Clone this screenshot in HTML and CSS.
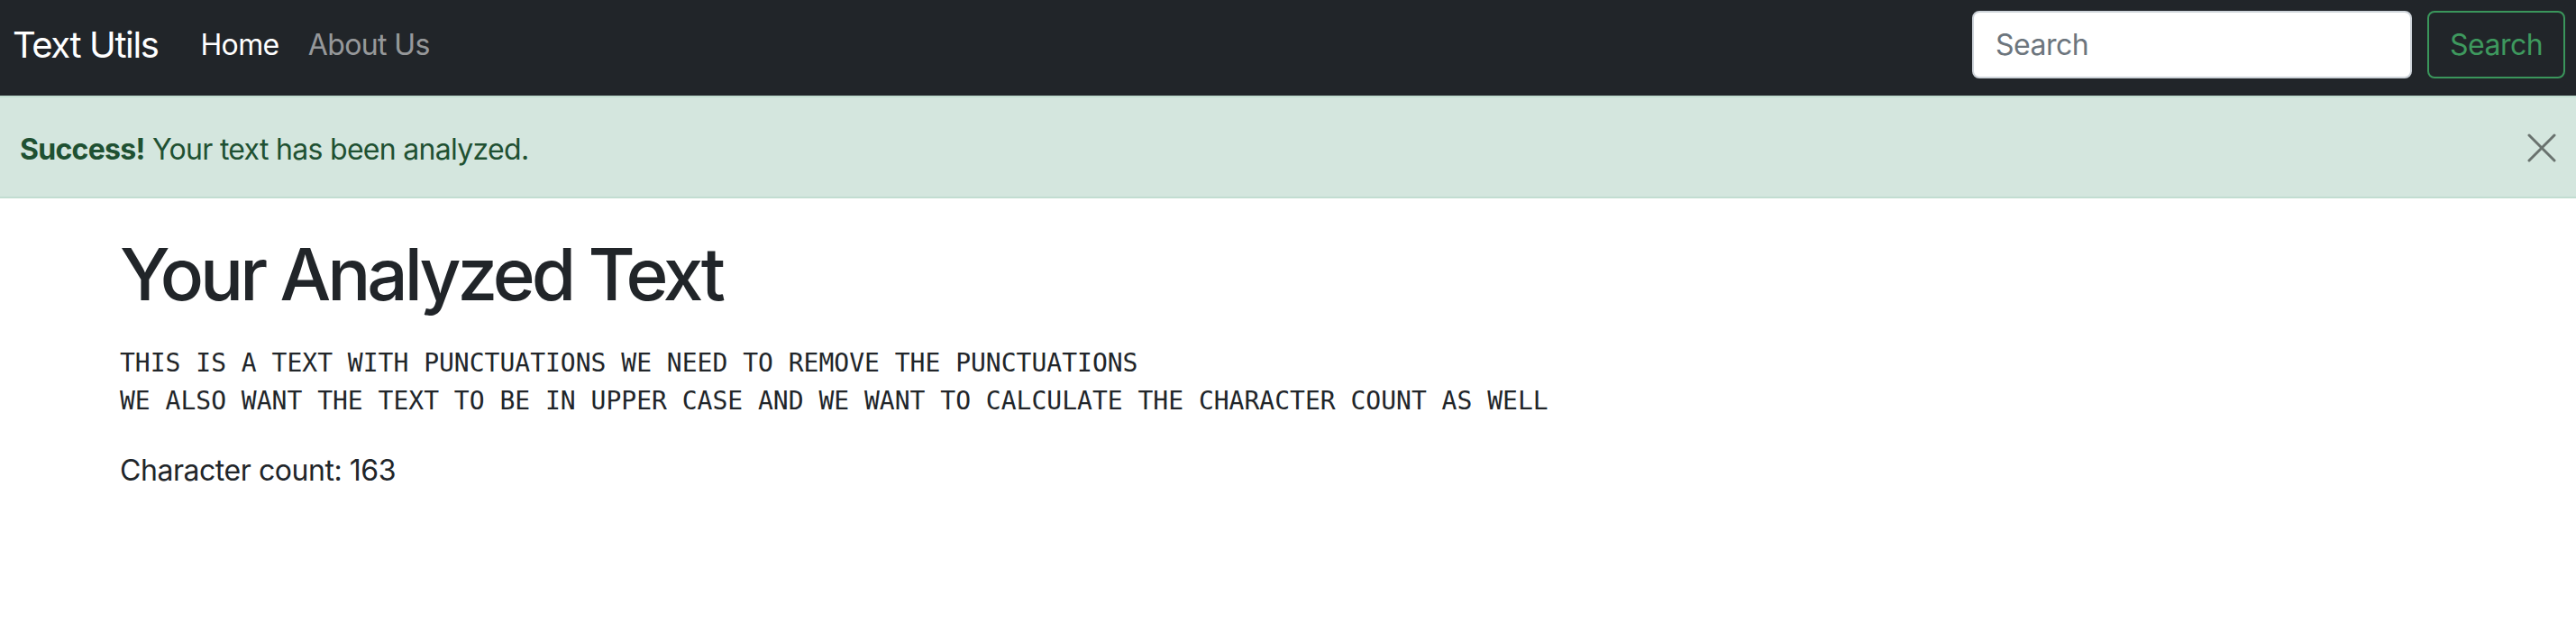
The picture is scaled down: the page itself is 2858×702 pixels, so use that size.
FILE: index.html
```html
<!DOCTYPE html>
<html lang="en">
<head>
<meta charset="utf-8">
<title>Text Utils</title>
<link rel="stylesheet" href="styles.css">
</head>
<body>
<nav class="navbar">
  <a class="brand" href="#">Text Utils</a>
  <ul class="nav">
    <li><a class="nav-link active" href="#">Home</a></li>
    <li><a class="nav-link" href="#">About Us</a></li>
  </ul>
  <form class="search">
    <input class="search-input" type="search" placeholder="Search">
    <button class="search-btn" type="button">Search</button>
  </form>
</nav>
<div class="alert">
  <span><strong>Success!</strong> Your text has been analyzed.</span>
  <button class="close" type="button" aria-label="Close">
    <svg width="32" height="32" viewBox="0 0 32 32"><path d="M2 2 L30 30 M30 2 L2 30" stroke="#000" stroke-width="3" stroke-linecap="round" fill="none"/></svg>
  </button>
</div>
<main class="container">
  <h1 class="title">Your Analyzed Text</h1>
  <pre class="result">THIS IS A TEXT WITH PUNCTUATIONS WE NEED TO REMOVE THE PUNCTUATIONS
WE ALSO WANT THE TEXT TO BE IN UPPER CASE AND WE WANT TO CALCULATE THE CHARACTER COUNT AS WELL</pre>
  <p class="count">Character count: 163</p>
</main>
</body>
</html>
```
FILE: styles.css
```css
* { box-sizing: border-box; }
body {
  margin: 0;
  font-family: Inter, "Noto Sans", sans-serif;
  color: #212529;
  background: #fff;
}
.navbar {
  display: flex;
  align-items: center;
  background: #212529;
  padding: 12px 12px 19px 14px;
  height: 106px;
}
.brand {
  font-size: 40px;
  line-height: 60px;
  color: #fff;
  text-decoration: none;
  margin-right: 31px;
  letter-spacing: -1.4px;
}
.nav {
  display: flex;
  list-style: none;
  margin: 0;
  padding: 0;
  flex: 1;
}
.nav-link {
  display: block;
  padding: 0 16px;
  font-size: 32px;
  line-height: 48px;
  color: rgba(255,255,255,0.55);
  text-decoration: none;
  letter-spacing: -0.6px;
}
.nav-link.active { color: #fff; }
.search {
  display: flex;
  gap: 17px;
  margin: 0;
}
.search-input {
  width: 488px;
  height: 75px;
  border: 2px solid #ced4da;
  border-radius: 8px;
  padding: 0 24px;
  font-family: inherit;
  font-size: 32px;
  color: #212529;
  background: #fff;
  outline: none;
  letter-spacing: -0.5px;
}
.search-input::placeholder { color: #6c757d; }
.search-btn {
  width: 153px;
  height: 75px;
  border: 2px solid #3a965b;
  border-radius: 8px;
  background: transparent;
  color: #3e995e;
  font-family: inherit;
  font-size: 32px;
  padding: 0;
  letter-spacing: -0.5px;
}
.alert {
  display: flex;
  align-items: center;
  justify-content: space-between;
  background: #d4e6de;
  border-top: 2px solid #c2ddd1;
  border-bottom: 2px solid #c2ddd1;
  color: #1f5132;
  font-size: 32px;
  line-height: 48px;
  padding: 34px 22px 28px 22px;
  height: 114px;
  letter-spacing: -0.7px;
}
.alert strong { font-weight: 700; }
.close {
  border: 0;
  background: transparent;
  padding: 0;
  opacity: 0.5;
  display: flex;
  margin-top: -4px;
}
.container {
  max-width: 2640px;
  margin: 0 auto;
  padding: 36px 24px 0;
}
.title {
  font-size: 80px;
  line-height: 96px;
  font-weight: 500;
  margin: 0 0 30px;
  letter-spacing: -4px;
}
.result {
  font-family: "DejaVu Sans Mono", monospace;
  font-size: 28px;
  line-height: 42px;
  margin: 0 0 32px;
  color: #212529;
}
.count {
  font-size: 32px;
  line-height: 48px;
  margin: 0;
  letter-spacing: -0.45px;
}
```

§ Task to complete
Write the lines above out again exactly, without any of their pictures.

§ Expected answer
Clone this screenshot in HTML and CSS.
The picture is scaled down: the page itself is 2858×702 pixels, so use that size.
FILE: index.html
```html
<!DOCTYPE html>
<html lang="en">
<head>
<meta charset="utf-8">
<title>Text Utils</title>
<link rel="stylesheet" href="styles.css">
</head>
<body>
<nav class="navbar">
  <a class="brand" href="#">Text Utils</a>
  <ul class="nav">
    <li><a class="nav-link active" href="#">Home</a></li>
    <li><a class="nav-link" href="#">About Us</a></li>
  </ul>
  <form class="search">
    <input class="search-input" type="search" placeholder="Search">
    <button class="search-btn" type="button">Search</button>
  </form>
</nav>
<div class="alert">
  <span><strong>Success!</strong> Your text has been analyzed.</span>
  <button class="close" type="button" aria-label="Close">
    <svg width="32" height="32" viewBox="0 0 32 32"><path d="M2 2 L30 30 M30 2 L2 30" stroke="#000" stroke-width="3" stroke-linecap="round" fill="none"/></svg>
  </button>
</div>
<main class="container">
  <h1 class="title">Your Analyzed Text</h1>
  <pre class="result">THIS IS A TEXT WITH PUNCTUATIONS WE NEED TO REMOVE THE PUNCTUATIONS
WE ALSO WANT THE TEXT TO BE IN UPPER CASE AND WE WANT TO CALCULATE THE CHARACTER COUNT AS WELL</pre>
  <p class="count">Character count: 163</p>
</main>
</body>
</html>
```
FILE: styles.css
```css
* { box-sizing: border-box; }
body {
  margin: 0;
  font-family: Inter, "Noto Sans", sans-serif;
  color: #212529;
  background: #fff;
}
.navbar {
  display: flex;
  align-items: center;
  background: #212529;
  padding: 12px 12px 19px 14px;
  height: 106px;
}
.brand {
  font-size: 40px;
  line-height: 60px;
  color: #fff;
  text-decoration: none;
  margin-right: 31px;
  letter-spacing: -1.4px;
}
.nav {
  display: flex;
  list-style: none;
  margin: 0;
  padding: 0;
  flex: 1;
}
.nav-link {
  display: block;
  padding: 0 16px;
  font-size: 32px;
  line-height: 48px;
  color: rgba(255,255,255,0.55);
  text-decoration: none;
  letter-spacing: -0.6px;
}
.nav-link.active { color: #fff; }
.search {
  display: flex;
  gap: 17px;
  margin: 0;
}
.search-input {
  width: 488px;
  height: 75px;
  border: 2px solid #ced4da;
  border-radius: 8px;
  padding: 0 24px;
  font-family: inherit;
  font-size: 32px;
  color: #212529;
  background: #fff;
  outline: none;
  letter-spacing: -0.5px;
}
.search-input::placeholder { color: #6c757d; }
.search-btn {
  width: 153px;
  height: 75px;
  border: 2px solid #3a965b;
  border-radius: 8px;
  background: transparent;
  color: #3e995e;
  font-family: inherit;
  font-size: 32px;
  padding: 0;
  letter-spacing: -0.5px;
}
.alert {
  display: flex;
  align-items: center;
  justify-content: space-between;
  background: #d4e6de;
  border-top: 2px solid #c2ddd1;
  border-bottom: 2px solid #c2ddd1;
  color: #1f5132;
  font-size: 32px;
  line-height: 48px;
  padding: 34px 22px 28px 22px;
  height: 114px;
  letter-spacing: -0.7px;
}
.alert strong { font-weight: 700; }
.close {
  border: 0;
  background: transparent;
  padding: 0;
  opacity: 0.5;
  display: flex;
  margin-top: -4px;
}
.container {
  max-width: 2640px;
  margin: 0 auto;
  padding: 36px 24px 0;
}
.title {
  font-size: 80px;
  line-height: 96px;
  font-weight: 500;
  margin: 0 0 30px;
  letter-spacing: -4px;
}
.result {
  font-family: "DejaVu Sans Mono", monospace;
  font-size: 28px;
  line-height: 42px;
  margin: 0 0 32px;
  color: #212529;
}
.count {
  font-size: 32px;
  line-height: 48px;
  margin: 0;
  letter-spacing: -0.45px;
}
```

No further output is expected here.